The following assumption can show how far the imagination can go. “There was one more curious rumor, certainly it lacked any proof, that’s why it was too amusing to pay attention to, — as if the well-known Bolivar (one of the leaders in struggle for independence of Spanish colonies in America)was none other than Khvostov, who was considered to be dead” (from hand-written notes of P. Loginov, which Y. Grot referred to).
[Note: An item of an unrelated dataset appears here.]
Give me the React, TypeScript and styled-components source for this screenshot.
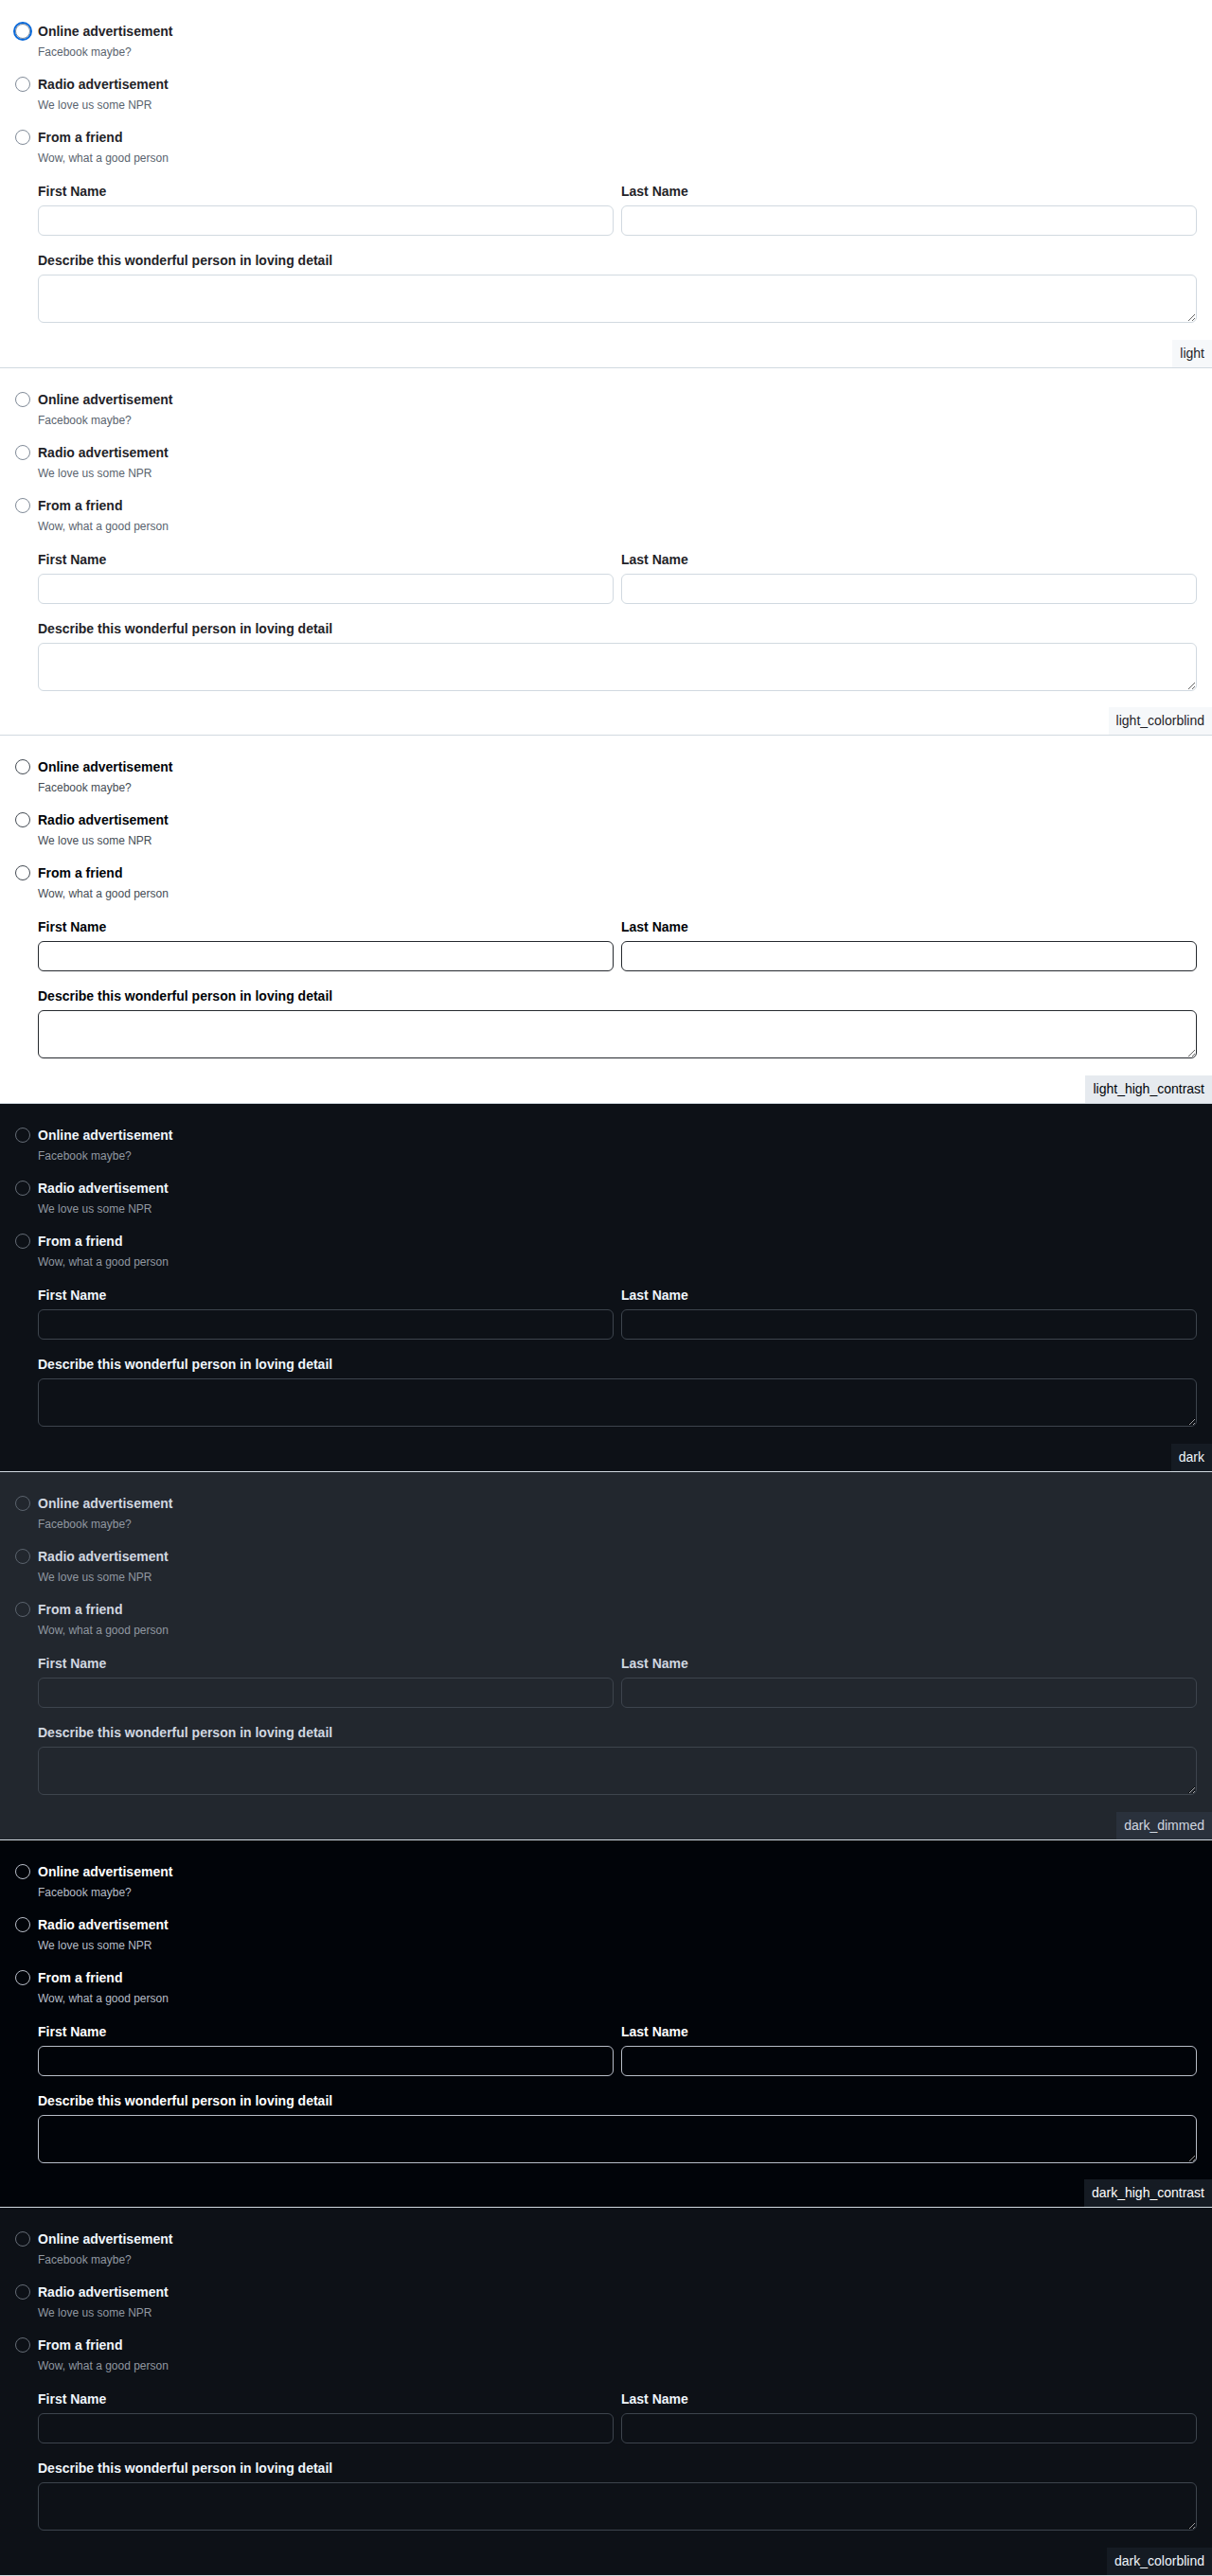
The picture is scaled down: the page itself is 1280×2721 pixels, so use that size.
import React from "react";
import styled, { createGlobalStyle } from "styled-components";

type Theme = {
  name: string;
  bg: string;
  fg: string;
  muted: string;
  radio: string;
  border: string;
  inputBg: string;
  tagBg: string;
  scheme: "light" | "dark";
};

const lightBase = {
  bg: "#ffffff",
  fg: "#1f2328",
  muted: "#59636e",
  radio: "#818b98",
  border: "#d1d9e0",
  inputBg: "#ffffff",
  tagBg: "#f6f8fa",
  scheme: "light" as const,
};

const darkBase = {
  bg: "#0d1117",
  fg: "#f0f6fc",
  muted: "#9198a1",
  radio: "#656c76",
  border: "#3d444d",
  inputBg: "#0d1117",
  tagBg: "#151b23",
  scheme: "dark" as const,
};

const themes: Theme[] = [
  { name: "light", ...lightBase },
  { name: "light_colorblind", ...lightBase },
  {
    name: "light_high_contrast",
    bg: "#ffffff",
    fg: "#010409",
    muted: "#454c54",
    radio: "#454c54",
    border: "#25292e",
    inputBg: "#ffffff",
    tagBg: "#e6eaef",
    scheme: "light",
  },
  { name: "dark", ...darkBase },
  {
    name: "dark_dimmed",
    bg: "#22272e",
    fg: "#d1d7e0",
    muted: "#9198a1",
    radio: "#5b636d",
    border: "#3d444d",
    inputBg: "#22272e",
    tagBg: "#2a313c",
    scheme: "dark",
  },
  {
    name: "dark_high_contrast",
    bg: "#010409",
    fg: "#ffffff",
    muted: "#b7bdc8",
    radio: "#b7bdc8",
    border: "#b7bdc8",
    inputBg: "#010409",
    tagBg: "#151b23",
    scheme: "dark",
  },
  { name: "dark_colorblind", ...darkBase },
];

const GlobalStyle = createGlobalStyle`
  html, body {
    margin: 0;
    padding: 0;
  }
  body {
    font-family: "Liberation Sans", Arial, sans-serif;
  }
  *, *::before, *::after {
    box-sizing: border-box;
  }
`;

const Page = styled.div`
  display: flex;
  flex-direction: column;
  height: 100vh;
  min-height: 2721px;
`;

const Section = styled.section<{ $t: Theme }>`
  position: relative;
  flex: 1 1 0;
  background: ${(p) => p.$t.bg};
  color: ${(p) => p.$t.fg};
  border-bottom: 1px solid #d1d9e0;
  padding: 23px 16px 0 16px;
  color-scheme: ${(p) => p.$t.scheme};
`;

const Group = styled.div`
  display: flex;
  flex-direction: column;
  gap: 16px;
`;

const Option = styled.label`
  display: flex;
  align-items: flex-start;
  gap: 8px;
  cursor: pointer;
`;

const Radio = styled.input<{ $t: Theme; $focused?: boolean }>`
  appearance: none;
  margin: 2px 0 0 0;
  width: 16px;
  height: 16px;
  flex: 0 0 16px;
  border-radius: 50%;
  border: 1px solid ${(p) => p.$t.radio};
  background: ${(p) => p.$t.inputBg};
  outline: ${(p) => (p.$focused ? "2px solid #0969da" : "none")};
  outline-offset: 0;
`;

const OptionText = styled.span`
  display: flex;
  flex-direction: column;
  gap: 4px;
`;

const OptionLabel = styled.span`
  font-size: 14px;
  line-height: 20px;
  font-weight: 700;
`;

const Caption = styled.span<{ $t: Theme }>`
  font-size: 12px;
  line-height: 16px;
  color: ${(p) => p.$t.muted};
`;

const Nested = styled.div`
  margin: 17px 0 0 24px;
  display: flex;
  flex-direction: column;
  gap: 16px;
`;

const NameRow = styled.div`
  display: grid;
  grid-template-columns: 1fr 1fr;
  gap: 8px;
`;

const Field = styled.div`
  display: flex;
  flex-direction: column;
  gap: 5px;
`;

const FieldLabel = styled.label`
  font-size: 14px;
  line-height: 20px;
  font-weight: 700;
`;

const TextInput = styled.input<{ $t: Theme }>`
  height: 32px;
  width: 100%;
  border: 1px solid ${(p) => p.$t.border};
  border-radius: 6px;
  background: ${(p) => p.$t.inputBg};
  color: ${(p) => p.$t.fg};
  font-family: "Liberation Sans", Arial, sans-serif;
  font-size: 14px;
  padding: 0 12px;
  outline: none;
`;

const TextArea = styled.textarea<{ $t: Theme }>`
  display: block;
  height: 51px;
  width: 100%;
  border: 1px solid ${(p) => p.$t.border};
  border-radius: 6px;
  background: ${(p) => p.$t.inputBg};
  color: ${(p) => p.$t.fg};
  font-family: "Liberation Sans", Arial, sans-serif;
  font-size: 14px;
  padding: 8px 12px;
  margin: 0;
  resize: both;
  outline: none;
`;

const Tag = styled.div<{ $t: Theme }>`
  position: absolute;
  right: 0;
  bottom: 0;
  padding: 4px 8px;
  font-size: 14px;
  line-height: 21px;
  background: ${(p) => p.$t.tagBg};
  color: ${(p) => p.$t.fg};
`;

const options = [
  { label: "Online advertisement", caption: "Facebook maybe?" },
  { label: "Radio advertisement", caption: "We love us some NPR" },
  { label: "From a friend", caption: "Wow, what a good person" },
];

function ThemeSection({ t, index }: { t: Theme; index: number }) {
  return (
    <Section $t={t}>
      <Group>
        {options.map((o, i) => (
          <Option key={o.label}>
            <Radio
              type="radio"
              name={`source-${t.name}`}
              $t={t}
              $focused={index === 0 && i === 0}
            />
            <OptionText>
              <OptionLabel>{o.label}</OptionLabel>
              <Caption $t={t}>{o.caption}</Caption>
            </OptionText>
          </Option>
        ))}
      </Group>
      <Nested>
        <NameRow>
          <Field>
            <FieldLabel htmlFor={`first-${t.name}`}>First Name</FieldLabel>
            <TextInput id={`first-${t.name}`} $t={t} />
          </Field>
          <Field>
            <FieldLabel htmlFor={`last-${t.name}`}>Last Name</FieldLabel>
            <TextInput id={`last-${t.name}`} $t={t} />
          </Field>
        </NameRow>
        <Field>
          <FieldLabel htmlFor={`desc-${t.name}`}>
            Describe this wonderful person in loving detail
          </FieldLabel>
          <TextArea id={`desc-${t.name}`} $t={t} />
        </Field>
      </Nested>
      <Tag $t={t}>{t.name}</Tag>
    </Section>
  );
}

export default function App() {
  return (
    <>
      <GlobalStyle />
      <Page>
        {themes.map((t, i) => (
          <ThemeSection key={t.name} t={t} index={i} />
        ))}
      </Page>
    </>
  );
}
Then in “The Russian Vestnik” in 1809 the verses on the death of Khvostov and Davydov written by Anna Volkova and A. Shishkov were published. In the letter to the publisher it was said: “Their life was a circuit of misfortunes, which couldn’t break their spirit though.” In her poem, Anna Volkova, showing the dramatic nature of the casual death of Khvostov and Davydov, had given the answer to all rumors and insinuations. She describes the patriotism of “true sons of Russia” in the following words:

Thunder gathered above the heads
of two true sons of Russia
Davydov and Khvostov — two heroes.
Go hastily to the river
But fate instantly raises
The Neva bridge before their faces
But nothing can interfere in
Their brave spirit
If that could frighten them?

Now after many years it became clear that expeditions of Khvostov and Davydov had detained the movement of the Japanese to the north, thus having preserved the Kuril Islands and Sakhalin for Russia. And now it goes without doubt that it was the merit of these naval officers and those who stood for them, namely N. Resanov. It’s time to rehabilitate the names of these valorous officers. “Khvostov and Davydov must be honored among the heroes of Russian Military history, — wrote a famous Russian expert on Japan D. Pozdneev.- N. Rezanov must be honored among the heroes of national history as an example of a great statesman.”